State space model enhanced stacked convolutional long short-term memory for blade damage identification

Current vibration-based damage identification methods face difficulties in accurately identify damage features due to the low richness of data feature for wind turbine blade. This article introduces convolutional long short-term memory (ConvLSTM) that can better characterize the spatiotemporal characteristics in deep learning and explores the damage identification method combining stacked ConvLSTM network with structural state space model. A state space model enhanced stacked ConvLSTM for blade damage identification is proposed. First, the vibration signals of the blades at different damage states are converted to time-frequency images through the preprocessing of normalization and wavelet transform. The preprocessing operation improved the damage characteristics of the original vibration signals. Then, the designed stacked ConvLSTM is used to train and test time-frequency images at different damage states and output damage states and corresponding probability values through Softmax component.
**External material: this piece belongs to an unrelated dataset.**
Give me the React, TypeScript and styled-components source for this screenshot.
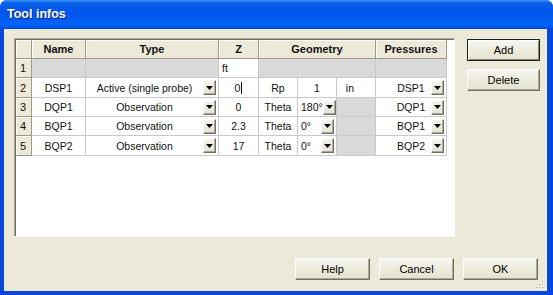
import styled, { createGlobalStyle } from 'styled-components';

interface Probe {
  id: number;
  name: string;
  type: string;
  z: string;
  geometry: { kind: 'rp'; value: string; unit: string } | { kind: 'theta'; angle: string };
  pressure: string;
  editing?: boolean;
}

const probes: Probe[] = [
  { id: 2, name: 'DSP1', type: 'Active (single probe)', z: '0', geometry: { kind: 'rp', value: '1', unit: 'in' }, pressure: 'DSP1', editing: true },
  { id: 3, name: 'DQP1', type: 'Observation', z: '0', geometry: { kind: 'theta', angle: '180°' }, pressure: 'DQP1' },
  { id: 4, name: 'BQP1', type: 'Observation', z: '2.3', geometry: { kind: 'theta', angle: '0°' }, pressure: 'BQP1' },
  { id: 5, name: 'BQP2', type: 'Observation', z: '17', geometry: { kind: 'theta', angle: '0°' }, pressure: 'BQP2' },
];

const GlobalStyle = createGlobalStyle`
  html, body {
    margin: 0;
    padding: 0;
    background: #ffffff;
  }
  * {
    box-sizing: border-box;
  }
`;

const StyledWindow = styled.div`
  width: 553px;
  height: 295px;
  display: flex;
  flex-direction: column;
  background: #0846dc;
  border-radius: 7px 7px 0 0;
  overflow: hidden;
  font-family: "Liberation Sans", Arial, sans-serif;
`;

const StyledTitleBar = styled.div`
  flex: none;
  height: 29px;
  display: flex;
  align-items: center;
  padding: 0 0 1px 7px;
  background: linear-gradient(
    to bottom,
    #3d95ff 0%,
    #0a5fe8 10%,
    #0055ea 45%,
    #0062f7 85%,
    #0058ee 95%,
    #0040d0 100%
  );
`;

const StyledTitle = styled.span`
  color: #ffffff;
  font-size: 12.5px;
  font-weight: bold;
  text-shadow: 1px 1px 0 #0a1e7a;
`;

const StyledClient = styled.div`
  position: relative;
  flex: 1;
  margin: 0 6px 4px 4px;
  padding: 9px 0 0 10px;
  display: flex;
  flex-direction: column;
  background: #ece9d8;
  border-right: 1px solid #f6f5ee;
`;

const StyledMain = styled.div`
  display: flex;
  align-items: flex-start;
`;

const StyledGridPanel = styled.div`
  width: 441px;
  height: 199px;
  background: #ffffff;
  border-top: 1px solid #aca899;
  border-left: 1px solid #aca899;
  border-right: 1px solid #ffffff;
  border-bottom: 1px solid #ffffff;
  box-shadow: inset 1px 1px 0 #716f64;
  padding: 1px 0 0 1px;
`;

const StyledGrid = styled.div`
  display: grid;
  grid-template-columns: 16px 54px 133px 40px 39px 39px 39px 71px;
  grid-template-rows: 19px 19px 20px 19px 19px 20px;
  width: 431px;
  font-size: 10.5px;
  color: #111111;
`;

const StyledHeaderCell = styled.div<{ $span?: number; $bold?: boolean }>`
  grid-column: span ${({ $span }) => $span ?? 1};
  display: flex;
  align-items: center;
  justify-content: ${({ $bold }) => ($bold ? 'center' : 'flex-start')};
  padding-left: ${({ $bold }) => ($bold ? '0' : '4px')};
  background: #ece9d8;
  border-right: 1px solid #9d9a8c;
  border-bottom: 1px solid #9d9a8c;
  box-shadow: inset 1px 1px 0 #ffffff;
  font-weight: ${({ $bold }) => ($bold ? 'bold' : 'normal')};
  font-size: ${({ $bold }) => ($bold ? '11px' : '11px')};
  white-space: nowrap;
`;

const StyledCell = styled.div<{ $span?: number; $muted?: boolean; $align?: 'left' | 'center' }>`
  grid-column: span ${({ $span }) => $span ?? 1};
  display: flex;
  align-items: center;
  padding-left: ${({ $align }) => ($align === 'left' ? '3px' : '0')};
  background: ${({ $muted }) => ($muted ? '#d9d9d9' : '#ffffff')};
  border-right: 1px solid #c9c9c9;
  border-bottom: 1px solid #c9c9c9;
  white-space: nowrap;
  overflow: hidden;
`;

const StyledCellText = styled.span<{ $align?: 'left' | 'center'; $balance?: boolean }>`
  flex: 1;
  display: flex;
  align-items: center;
  justify-content: ${({ $align }) => ($align === 'left' ? 'flex-start' : 'center')};
  padding-left: ${({ $balance }) => ($balance ? '15px' : '0')};
`;

const StyledCaret = styled.span`
  width: 1px;
  height: 12px;
  margin-left: 1px;
  background: #000000;
`;

const StyledDropButton = styled.span`
  flex: none;
  width: 13px;
  height: 15px;
  margin-right: 2px;
  display: flex;
  align-items: center;
  justify-content: center;
  background: linear-gradient(#f4f3ee, #e6e3d3);
  border-top: 1px solid #ffffff;
  border-left: 1px solid #ffffff;
  border-right: 1px solid #716f64;
  border-bottom: 1px solid #716f64;
  box-shadow: inset -1px -1px 0 #aca899;
`;

const StyledSideButtons = styled.div`
  display: flex;
  flex-direction: column;
  gap: 8px;
  margin: 1px 0 0 12px;
`;

const StyledButton = styled.button<{ $default?: boolean; $width?: number }>`
  width: ${({ $width }) => $width ?? 75}px;
  height: 22px;
  padding: 0;
  font-family: "Liberation Sans", Arial, sans-serif;
  font-size: 11px;
  color: #000000;
  background: linear-gradient(#f7f6f1, #ece9d8 60%, #e4e1d1);
  border: 1px solid;
  border-color: ${({ $default }) =>
    $default ? '#1c1c1c' : '#ffffff #716f64 #716f64 #ffffff'};
  box-shadow: ${({ $default }) =>
    $default
      ? 'inset 1px 1px 0 #ffffff, inset -1px -1px 0 #8a877a'
      : 'inset -1px -1px 0 #aca899'};
`;

const StyledFooter = styled.div`
  display: flex;
  justify-content: flex-end;
  gap: 9px;
  margin-top: 21px;
  padding-right: 8px;
`;

const StyledGrip = styled.svg`
  position: absolute;
  right: 1px;
  bottom: 1px;
`;

const DropButton = () => (
  <StyledDropButton>
    <svg width="7" height="4" viewBox="0 0 7 4">
      <polygon points="0,0 7,0 3.5,4" fill="#000" />
    </svg>
  </StyledDropButton>
);

const ProbeRow = ({ probe }: { probe: Probe }) => {
  const { geometry } = probe;

  return (
    <>
      <StyledHeaderCell>{probe.id}</StyledHeaderCell>
      <StyledCell>
        <StyledCellText>{probe.name}</StyledCellText>
      </StyledCell>
      <StyledCell>
        <StyledCellText>{probe.type}</StyledCellText>
        <DropButton />
      </StyledCell>
      <StyledCell>
        <StyledCellText>
          {probe.z}
          {probe.editing && <StyledCaret />}
        </StyledCellText>
      </StyledCell>
      {geometry.kind === 'rp' ? (
        <>
          <StyledCell>
            <StyledCellText>Rp</StyledCellText>
          </StyledCell>
          <StyledCell>
            <StyledCellText>{geometry.value}</StyledCellText>
          </StyledCell>
          <StyledCell $align="left">
            <StyledCellText $align="left">&nbsp;&nbsp;{geometry.unit}</StyledCellText>
          </StyledCell>
        </>
      ) : (
        <>
          <StyledCell>
            <StyledCellText>Theta</StyledCellText>
          </StyledCell>
          <StyledCell $align="left">
            <StyledCellText $align="left">{geometry.angle}</StyledCellText>
            <DropButton />
          </StyledCell>
          <StyledCell $muted />
        </>
      )}
      <StyledCell>
        <StyledCellText $balance>{probe.pressure}</StyledCellText>
        <DropButton />
      </StyledCell>
    </>
  );
};

const App = () => (
  <>
    <GlobalStyle />
    <StyledWindow>
      <StyledTitleBar>
        <StyledTitle>Tool infos</StyledTitle>
      </StyledTitleBar>
      <StyledClient>
        <StyledMain>
          <StyledGridPanel>
            <StyledGrid>
              <StyledHeaderCell />
              <StyledHeaderCell $bold>Name</StyledHeaderCell>
              <StyledHeaderCell $bold>Type</StyledHeaderCell>
              <StyledHeaderCell $bold>Z</StyledHeaderCell>
              <StyledHeaderCell $bold $span={3}>Geometry</StyledHeaderCell>
              <StyledHeaderCell $bold>Pressures</StyledHeaderCell>

              <StyledHeaderCell>1</StyledHeaderCell>
              <StyledCell $muted />
              <StyledCell $muted />
              <StyledCell $align="left">
                <StyledCellText $align="left">ft</StyledCellText>
              </StyledCell>
              <StyledCell $muted $span={3} />
              <StyledCell $muted />

              {probes.map((probe) => (
                <ProbeRow key={probe.id} probe={probe} />
              ))}
            </StyledGrid>
          </StyledGridPanel>
          <StyledSideButtons>
            <StyledButton $default $width={73}>Add</StyledButton>
            <StyledButton $width={73}>Delete</StyledButton>
          </StyledSideButtons>
        </StyledMain>
        <StyledFooter>
          <StyledButton>Help</StyledButton>
          <StyledButton>Cancel</StyledButton>
          <StyledButton>OK</StyledButton>
        </StyledFooter>
        <StyledGrip width="10" height="10" viewBox="0 0 10 10">
          {[[8, 2], [8, 5], [5, 5], [8, 8], [5, 8], [2, 8]].map(([x, y]) => (
            <g key={`${x}-${y}`}>
              <rect x={x} y={y} width="1" height="1" fill="#ffffff" />
              <rect x={x - 1} y={y - 1} width="1" height="1" fill="#aca899" />
            </g>
          ))}
        </StyledGrip>
      </StyledClient>
    </StyledWindow>
  </>
);

export default App;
During the training, the different between the state equation of blades and cell state of stacked ConvLSTM is taken as loss function. Finally, specific parameter of the proposed state space model enhanced stacked ConvLSTM are set using the displacement data of blades in OpenFast software, and the recognition results are compared and validated with the mainstream networks convolutional neural network (CNN), LSTM, and ConvLSTM. The results show that, among these networks, 1D CNN, 2D CNN, LSTM, ConvLSTM, and BConvLSTM, the proposed state space model enhanced stacked ConvLSTM network achieves the best recognition results. Compared with the standard ConvLSTM network, the accuracy and mean intersection over union of the proposed state space model enhanced stacked ConvLSTM network are improved by 1.69% and 4.4%, respectively. Moreover, the proposed state space model enhanced stacked ConvLSTM achieved recognition accuracy of over 97% at different wind turbine blades working conditions. This indicates that the proposed state space model enhanced stacked ConvLSTM for blade damage identification has high accuracy and robustness. The effectiveness of the proposed state space model enhanced stacked ConvLSTM in blade damage identification has been validated again through laboratory scale wind turbine blade damage test.